Porém, quando a crítica toma conta por completo da pessoa, fazendo com que a pessoa abandone totalmente a inocência de criança, pode produzir efeitos não muito interessantes. Todo mundo conhece uma pessoa que critica tudo e todos o tempo todo. Um excesso de crítica pode fazer com que nos tornemos inflexíveis e quebradiços. Podemos ferir pessoas a nossa volta. Ou ainda, podemos ser tão rigorosos com nossos próprios projetos que podemos cair em um eterno ciclo de frustração.
Essa abordagem está no nível comportamental. Embora, este nível não seja a única perspectiva de todo nosso espectro mental, não podemos ignorar essa esfera psicológica tão estudada por diversos autores como Thorndike, Watson e, principalmente Skinner, famoso psicólogo comportamental e professor de Harvard.
Fica aqui o convite para observar mais e apenas observar.
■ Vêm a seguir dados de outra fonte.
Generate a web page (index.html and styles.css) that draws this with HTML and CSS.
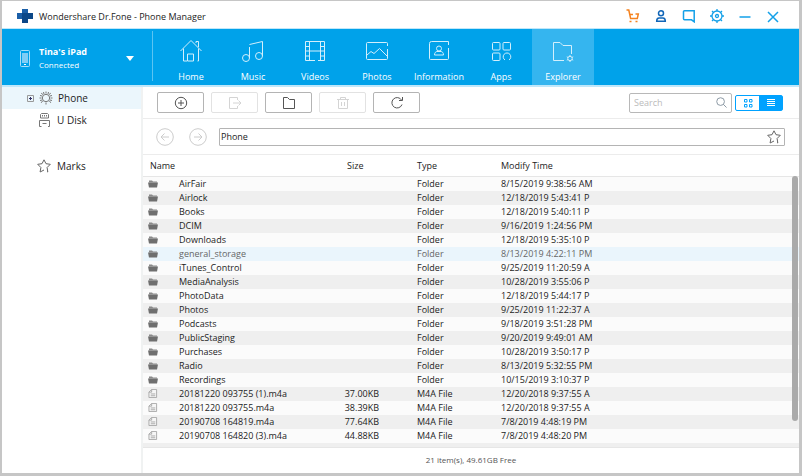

Junte isso com uma profunda respiração. Rebuscando nosso olhar curioso de criança, que deixa a vida mais leve, que nos ensina e nos leva a lugares abstratos, mas também possíveis. A criatividade bate à porta de pessoas flexíveis. Sem adotar essa postura, a maioria das pessoas simplesmente faz como na história do Pernil da Srta. Rosa, repetindo as coisas sem ter a consciência do que estão fazendo e se mantêm em um ciclo interminável da corrida dos ratos². Os dois tipos de olhares se complementam. Não são perspectivas concorrentes.
¹ Referência à famosa obra Hamlet de William Shakespeare.
² Referência ao livro ‘Pai rico, pai pobre’ de Robert Kiyosaki e Sharon Lechter, onde o ciclo que não é próspero é chamado de corrida dos ratos, pois remete aquele brinquedo na gaiola onde eles correm e não saem do lugar.